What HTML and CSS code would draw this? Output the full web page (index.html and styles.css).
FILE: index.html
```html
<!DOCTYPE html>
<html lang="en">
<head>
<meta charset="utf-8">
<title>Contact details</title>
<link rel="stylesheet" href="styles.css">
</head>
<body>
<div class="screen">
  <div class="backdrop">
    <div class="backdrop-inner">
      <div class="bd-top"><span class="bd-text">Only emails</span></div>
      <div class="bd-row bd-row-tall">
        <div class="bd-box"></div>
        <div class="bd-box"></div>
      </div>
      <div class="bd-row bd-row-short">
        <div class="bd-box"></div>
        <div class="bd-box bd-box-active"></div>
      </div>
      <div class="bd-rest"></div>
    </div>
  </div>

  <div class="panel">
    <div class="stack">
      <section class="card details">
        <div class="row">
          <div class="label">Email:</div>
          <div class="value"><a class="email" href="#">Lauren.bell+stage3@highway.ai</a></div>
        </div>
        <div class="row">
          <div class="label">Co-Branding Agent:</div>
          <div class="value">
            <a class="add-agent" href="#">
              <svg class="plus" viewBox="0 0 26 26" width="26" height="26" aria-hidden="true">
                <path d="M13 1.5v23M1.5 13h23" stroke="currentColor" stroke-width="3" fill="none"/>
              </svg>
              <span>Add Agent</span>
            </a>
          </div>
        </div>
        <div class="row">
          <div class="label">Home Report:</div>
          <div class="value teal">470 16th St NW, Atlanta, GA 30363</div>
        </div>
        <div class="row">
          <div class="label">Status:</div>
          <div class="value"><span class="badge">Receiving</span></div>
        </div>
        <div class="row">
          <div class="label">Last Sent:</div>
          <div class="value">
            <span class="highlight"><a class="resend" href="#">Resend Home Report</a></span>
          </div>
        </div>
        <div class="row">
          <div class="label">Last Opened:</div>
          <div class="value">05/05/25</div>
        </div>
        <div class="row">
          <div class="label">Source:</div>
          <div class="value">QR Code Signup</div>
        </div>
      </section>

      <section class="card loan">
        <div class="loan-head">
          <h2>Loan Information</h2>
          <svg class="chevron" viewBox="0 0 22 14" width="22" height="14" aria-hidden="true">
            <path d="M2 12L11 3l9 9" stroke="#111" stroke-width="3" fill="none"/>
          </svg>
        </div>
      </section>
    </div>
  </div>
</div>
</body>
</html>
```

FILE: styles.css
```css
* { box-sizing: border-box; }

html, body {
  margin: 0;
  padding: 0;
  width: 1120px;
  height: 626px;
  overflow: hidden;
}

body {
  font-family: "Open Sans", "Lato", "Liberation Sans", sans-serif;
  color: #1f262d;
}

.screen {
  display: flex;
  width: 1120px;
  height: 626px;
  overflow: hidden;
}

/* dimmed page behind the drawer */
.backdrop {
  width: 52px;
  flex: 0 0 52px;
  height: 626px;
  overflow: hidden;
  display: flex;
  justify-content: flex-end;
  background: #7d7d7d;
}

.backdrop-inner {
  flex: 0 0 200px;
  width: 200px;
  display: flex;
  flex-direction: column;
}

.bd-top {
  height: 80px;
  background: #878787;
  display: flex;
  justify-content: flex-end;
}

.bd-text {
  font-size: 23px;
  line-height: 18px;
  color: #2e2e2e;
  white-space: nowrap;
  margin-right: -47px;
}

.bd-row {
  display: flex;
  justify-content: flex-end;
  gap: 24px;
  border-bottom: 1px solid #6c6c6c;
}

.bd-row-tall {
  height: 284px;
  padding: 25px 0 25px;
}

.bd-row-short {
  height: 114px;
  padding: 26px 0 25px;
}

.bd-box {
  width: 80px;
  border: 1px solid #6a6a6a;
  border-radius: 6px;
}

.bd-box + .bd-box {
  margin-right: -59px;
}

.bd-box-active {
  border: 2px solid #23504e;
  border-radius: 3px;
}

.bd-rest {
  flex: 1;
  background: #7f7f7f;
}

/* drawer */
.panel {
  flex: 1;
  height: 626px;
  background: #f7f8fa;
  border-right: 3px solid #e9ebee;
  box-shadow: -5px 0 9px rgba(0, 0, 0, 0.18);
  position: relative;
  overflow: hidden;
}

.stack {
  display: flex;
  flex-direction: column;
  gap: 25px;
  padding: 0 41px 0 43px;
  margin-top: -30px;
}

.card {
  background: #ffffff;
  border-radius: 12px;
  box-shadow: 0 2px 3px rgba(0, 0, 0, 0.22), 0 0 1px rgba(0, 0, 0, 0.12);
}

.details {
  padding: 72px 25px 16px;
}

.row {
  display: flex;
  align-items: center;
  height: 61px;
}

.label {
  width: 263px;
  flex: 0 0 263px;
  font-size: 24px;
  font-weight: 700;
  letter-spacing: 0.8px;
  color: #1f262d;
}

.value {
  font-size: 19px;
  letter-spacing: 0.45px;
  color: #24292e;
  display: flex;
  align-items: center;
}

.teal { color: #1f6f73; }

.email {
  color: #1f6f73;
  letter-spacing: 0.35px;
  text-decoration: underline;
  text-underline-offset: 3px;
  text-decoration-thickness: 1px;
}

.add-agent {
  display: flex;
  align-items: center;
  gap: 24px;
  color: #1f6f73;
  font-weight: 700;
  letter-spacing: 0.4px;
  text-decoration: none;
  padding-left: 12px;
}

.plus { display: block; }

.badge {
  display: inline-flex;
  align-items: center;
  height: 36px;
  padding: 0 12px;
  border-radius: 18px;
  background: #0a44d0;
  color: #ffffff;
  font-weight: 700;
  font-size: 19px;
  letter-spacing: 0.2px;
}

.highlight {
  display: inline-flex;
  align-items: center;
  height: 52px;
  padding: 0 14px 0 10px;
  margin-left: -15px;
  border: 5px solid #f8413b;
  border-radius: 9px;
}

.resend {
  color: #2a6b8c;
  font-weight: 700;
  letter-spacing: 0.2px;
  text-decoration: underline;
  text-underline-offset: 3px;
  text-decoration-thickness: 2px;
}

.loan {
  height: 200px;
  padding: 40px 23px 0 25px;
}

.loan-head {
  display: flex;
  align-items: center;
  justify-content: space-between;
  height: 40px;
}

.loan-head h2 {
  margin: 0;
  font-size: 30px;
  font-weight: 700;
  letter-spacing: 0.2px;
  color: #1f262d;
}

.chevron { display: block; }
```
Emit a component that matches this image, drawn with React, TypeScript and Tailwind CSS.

### What to work on
Retype the listing exactly, in full.

### Reply
What HTML and CSS code would draw this? Output the full web page (index.html and styles.css).
FILE: index.html
```html
<!DOCTYPE html>
<html lang="en">
<head>
<meta charset="utf-8">
<title>Contact details</title>
<link rel="stylesheet" href="styles.css">
</head>
<body>
<div class="screen">
  <div class="backdrop">
    <div class="backdrop-inner">
      <div class="bd-top"><span class="bd-text">Only emails</span></div>
      <div class="bd-row bd-row-tall">
        <div class="bd-box"></div>
        <div class="bd-box"></div>
      </div>
      <div class="bd-row bd-row-short">
        <div class="bd-box"></div>
        <div class="bd-box bd-box-active"></div>
      </div>
      <div class="bd-rest"></div>
    </div>
  </div>

  <div class="panel">
    <div class="stack">
      <section class="card details">
        <div class="row">
          <div class="label">Email:</div>
          <div class="value"><a class="email" href="#">Lauren.bell+stage3@highway.ai</a></div>
        </div>
        <div class="row">
          <div class="label">Co-Branding Agent:</div>
          <div class="value">
            <a class="add-agent" href="#">
              <svg class="plus" viewBox="0 0 26 26" width="26" height="26" aria-hidden="true">
                <path d="M13 1.5v23M1.5 13h23" stroke="currentColor" stroke-width="3" fill="none"/>
              </svg>
              <span>Add Agent</span>
            </a>
          </div>
        </div>
        <div class="row">
          <div class="label">Home Report:</div>
          <div class="value teal">470 16th St NW, Atlanta, GA 30363</div>
        </div>
        <div class="row">
          <div class="label">Status:</div>
          <div class="value"><span class="badge">Receiving</span></div>
        </div>
        <div class="row">
          <div class="label">Last Sent:</div>
          <div class="value">
            <span class="highlight"><a class="resend" href="#">Resend Home Report</a></span>
          </div>
        </div>
        <div class="row">
          <div class="label">Last Opened:</div>
          <div class="value">05/05/25</div>
        </div>
        <div class="row">
          <div class="label">Source:</div>
          <div class="value">QR Code Signup</div>
        </div>
      </section>

      <section class="card loan">
        <div class="loan-head">
          <h2>Loan Information</h2>
          <svg class="chevron" viewBox="0 0 22 14" width="22" height="14" aria-hidden="true">
            <path d="M2 12L11 3l9 9" stroke="#111" stroke-width="3" fill="none"/>
          </svg>
        </div>
      </section>
    </div>
  </div>
</div>
</body>
</html>
```

FILE: styles.css
```css
* { box-sizing: border-box; }

html, body {
  margin: 0;
  padding: 0;
  width: 1120px;
  height: 626px;
  overflow: hidden;
}

body {
  font-family: "Open Sans", "Lato", "Liberation Sans", sans-serif;
  color: #1f262d;
}

.screen {
  display: flex;
  width: 1120px;
  height: 626px;
  overflow: hidden;
}

/* dimmed page behind the drawer */
.backdrop {
  width: 52px;
  flex: 0 0 52px;
  height: 626px;
  overflow: hidden;
  display: flex;
  justify-content: flex-end;
  background: #7d7d7d;
}

.backdrop-inner {
  flex: 0 0 200px;
  width: 200px;
  display: flex;
  flex-direction: column;
}

.bd-top {
  height: 80px;
  background: #878787;
  display: flex;
  justify-content: flex-end;
}

.bd-text {
  font-size: 23px;
  line-height: 18px;
  color: #2e2e2e;
  white-space: nowrap;
  margin-right: -47px;
}

.bd-row {
  display: flex;
  justify-content: flex-end;
  gap: 24px;
  border-bottom: 1px solid #6c6c6c;
}

.bd-row-tall {
  height: 284px;
  padding: 25px 0 25px;
}

.bd-row-short {
  height: 114px;
  padding: 26px 0 25px;
}

.bd-box {
  width: 80px;
  border: 1px solid #6a6a6a;
  border-radius: 6px;
}

.bd-box + .bd-box {
  margin-right: -59px;
}

.bd-box-active {
  border: 2px solid #23504e;
  border-radius: 3px;
}

.bd-rest {
  flex: 1;
  background: #7f7f7f;
}

/* drawer */
.panel {
  flex: 1;
  height: 626px;
  background: #f7f8fa;
  border-right: 3px solid #e9ebee;
  box-shadow: -5px 0 9px rgba(0, 0, 0, 0.18);
  position: relative;
  overflow: hidden;
}

.stack {
  display: flex;
  flex-direction: column;
  gap: 25px;
  padding: 0 41px 0 43px;
  margin-top: -30px;
}

.card {
  background: #ffffff;
  border-radius: 12px;
  box-shadow: 0 2px 3px rgba(0, 0, 0, 0.22), 0 0 1px rgba(0, 0, 0, 0.12);
}

.details {
  padding: 72px 25px 16px;
}

.row {
  display: flex;
  align-items: center;
  height: 61px;
}

.label {
  width: 263px;
  flex: 0 0 263px;
  font-size: 24px;
  font-weight: 700;
  letter-spacing: 0.8px;
  color: #1f262d;
}

.value {
  font-size: 19px;
  letter-spacing: 0.45px;
  color: #24292e;
  display: flex;
  align-items: center;
}

.teal { color: #1f6f73; }

.email {
  color: #1f6f73;
  letter-spacing: 0.35px;
  text-decoration: underline;
  text-underline-offset: 3px;
  text-decoration-thickness: 1px;
}

.add-agent {
  display: flex;
  align-items: center;
  gap: 24px;
  color: #1f6f73;
  font-weight: 700;
  letter-spacing: 0.4px;
  text-decoration: none;
  padding-left: 12px;
}

.plus { display: block; }

.badge {
  display: inline-flex;
  align-items: center;
  height: 36px;
  padding: 0 12px;
  border-radius: 18px;
  background: #0a44d0;
  color: #ffffff;
  font-weight: 700;
  font-size: 19px;
  letter-spacing: 0.2px;
}

.highlight {
  display: inline-flex;
  align-items: center;
  height: 52px;
  padding: 0 14px 0 10px;
  margin-left: -15px;
  border: 5px solid #f8413b;
  border-radius: 9px;
}

.resend {
  color: #2a6b8c;
  font-weight: 700;
  letter-spacing: 0.2px;
  text-decoration: underline;
  text-underline-offset: 3px;
  text-decoration-thickness: 2px;
}

.loan {
  height: 200px;
  padding: 40px 23px 0 25px;
}

.loan-head {
  display: flex;
  align-items: center;
  justify-content: space-between;
  height: 40px;
}

.loan-head h2 {
  margin: 0;
  font-size: 30px;
  font-weight: 700;
  letter-spacing: 0.2px;
  color: #1f262d;
}

.chevron { display: block; }
```
Emit a component that matches this image, drawn with React, TypeScript and Tailwind CSS.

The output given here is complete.